Huerta will start a review of Fresno County’s child welfare agency immediately. Child welfare is now under the Fresno County Department of Social Services.
“I just want to stress that this is not an attack on a department,” she told The Bee on Thursday. “It’s looking at a system issue, and system issues aren’t about people, they are about systems, bureaucracies.”
Tricia Gonzalez, director of child welfare at the Department of Social Services, didn’t respond to a request for an interview by The Bee on Thursday. Delfino Neira, director of the Department of Social Services, was copied in the request, but he also didn’t respond.
The Fresno Bee first reported last week of living conditions for children awaiting a permanent home after being removed from their parents’ custody, and for youth already under the care of Fresno County who have “blown” their placements. Social workers raised concerns of the children’s office living conditions at the CWS Office, Fresno County’s main hub for Child Protective Services in downtown Fresno.
Social workers also raised concerns about working conditions that leave many social workers overwhelmed, retention and training of staff.
Huerta said her review will take a thorough look at the system, including working conditions. She said she will provide recommendations with long-term solutions. There is no deadline for her volunteer work to be completed, but she said she would like to work as quickly as possible.
A priority in the review, however, will be to identify why the agency is having difficulty placing children in good homes, and to address issues of why the children are there in the first place, she said.
‘Motel kids’ in 2002
“I sort of lived through an experience that’s similar to what’s happening now,” she said, referencing the “motel kids” issue of 2002. Back then, county officials decided to place children in motels so they had a bed and showers, but it became a “big issue in the community, for obvious reasons.”

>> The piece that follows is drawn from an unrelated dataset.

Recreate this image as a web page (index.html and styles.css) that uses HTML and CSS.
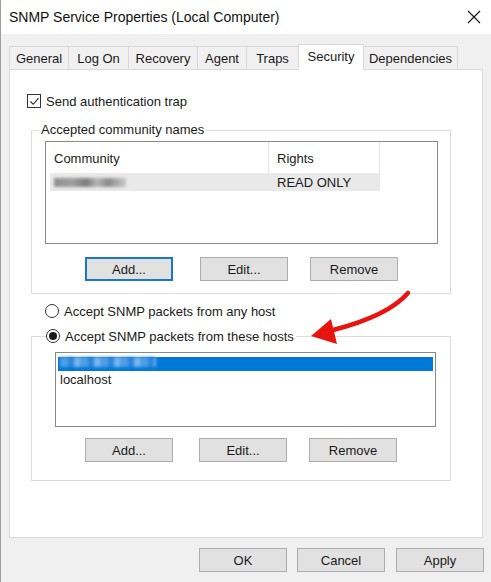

“I personally, strongly believe that children should really be in homes, never in a building, never in any type of a temporary facility,” she said.
After the “motel kids” scandal, Fresno County’s foster care standards and oversight committee was born.
“That oversight committee was designated to work with me, and help solve the issue of having kids in motels, and they did,” she said. “And they were a very powerful committee.”
Rebuilding oversight committee
Today, the committee has nearly half of its positions unfilled, with seven vacancies. The only Fresno County supervisor who has all the required appointments is Nathan Magsig.
Huerta said agencies, such as child welfare, are “very fragile in a way,” and need community oversight. She’s hoping Fresno County supervisors will fill the current vacancies on the committee.
Her hope, she said, is to restructure the committee to get it to a level where it “can provide the same type of oversight” that helped her in 2002.
“I think, over the years, ...maybe the (committee’s) direction changed a little bit,” she said. “Maybe it wasn’t looking at their focus as holding the department accountable for their work.”
Huerta is hoping to work with the committee and the community to resolve the issues that exist within the agency today. She wants to include foster care agencies as well, but most importantly, she wants to hear from social workers.
“We have a lot of people in the community that care deeply about kids, and the foster care system, and I’m hoping that we can bring them back to the table,” she said. “ We can include the social workers that are doing the work because they’re the ones that have to do the work, so I want to make sure they come to the table.”
Sacramento experience
A similar issue also emerged in Sacramento County in 2017. The situation led to a Sacramento County Grand Jury investigation. The investigative report highlighted various findings, such as CPS being focused on “ineffective recruitment strategies rather than considering innovative approaches to gain more placement models for the expanded population it serves.”
CPS had also hired staff to recruit placements for children, but the investigation found, the staff were “unable to focus their efforts due to other job activities.”
The office where CPS would house the children in Sacramento was in a “high crime neighborhood” that placed staff and “traumatized youths in undue danger.”